Frequently asked questions
To which areas does the UP Urban Buildings Act, 1972 apply?
Under Section 1(3) it applies to every city under the U.P. Nagar Mahapalika Adhiniyam, 1959, every municipality and notified area under the U.P. Municipalities Act, 1916, and every town area under the U.P. Town Areas Act, 1914. The State Government may by Gazette notification extend the Act to other local areas or cancel or amend such application.
What is the ten-year exemption under Section 2(2)?
Nothing in the Act applies to a building during ten years from the date its construction is completed. The aim is to encourage construction by keeping new buildings free of rent control, allotment and the eviction restrictions for that period.
How does the forty-year exemption work?
For buildings whose construction is completed on or after 26 April 1985, the ten-year reference in Section 2(2) is deemed to be forty years. There is also a proviso extending the period to fifteen years (or the date of full repayment, if shorter) for buildings substantially financed by specified institutional loans.

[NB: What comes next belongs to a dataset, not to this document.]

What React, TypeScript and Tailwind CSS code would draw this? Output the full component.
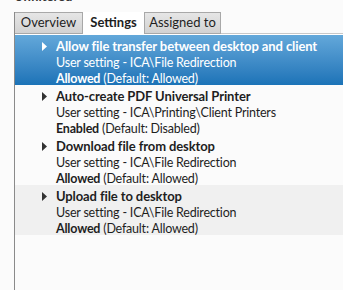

How is the date of completion of construction fixed?
Explanation I to Section 2(2) deems completion on the earliest of: the date completion is reported to or recorded by the local authority; the date the first assessment takes effect; or the date of actual occupation. In Vineet Kumar v. Mangal Sain Wadhera, AIR 1985 SC 817, the Court computed the period from the first assessment date of 1 October 1971.
If the ten-year period expires during a pending suit, does the Act then apply?
No. Per Om Prakash Gupta v. Dig Vijendra Pal Gupta, (1982) 2 SCC 61, Nand Kishore Marwah v. Samundri Devi, AIR 1987 SC 587, and Ramesh Chandra v. IIIrd ADJ, rights crystallise on the date of institution of the suit. Expiry of the exemption during pendency does not attract the Act.
What rule guards the exemption against court delay?
In Atma Ram Mittal v. Ishwar Singh Punia, (1988) 4 SCC 284, the Supreme Court applied actus curiae neminem gravabit — an act of the court shall prejudice no one — holding that delay in disposing of a suit validly filed within the exemption cannot defeat the landlord's right or render the exemption illusory.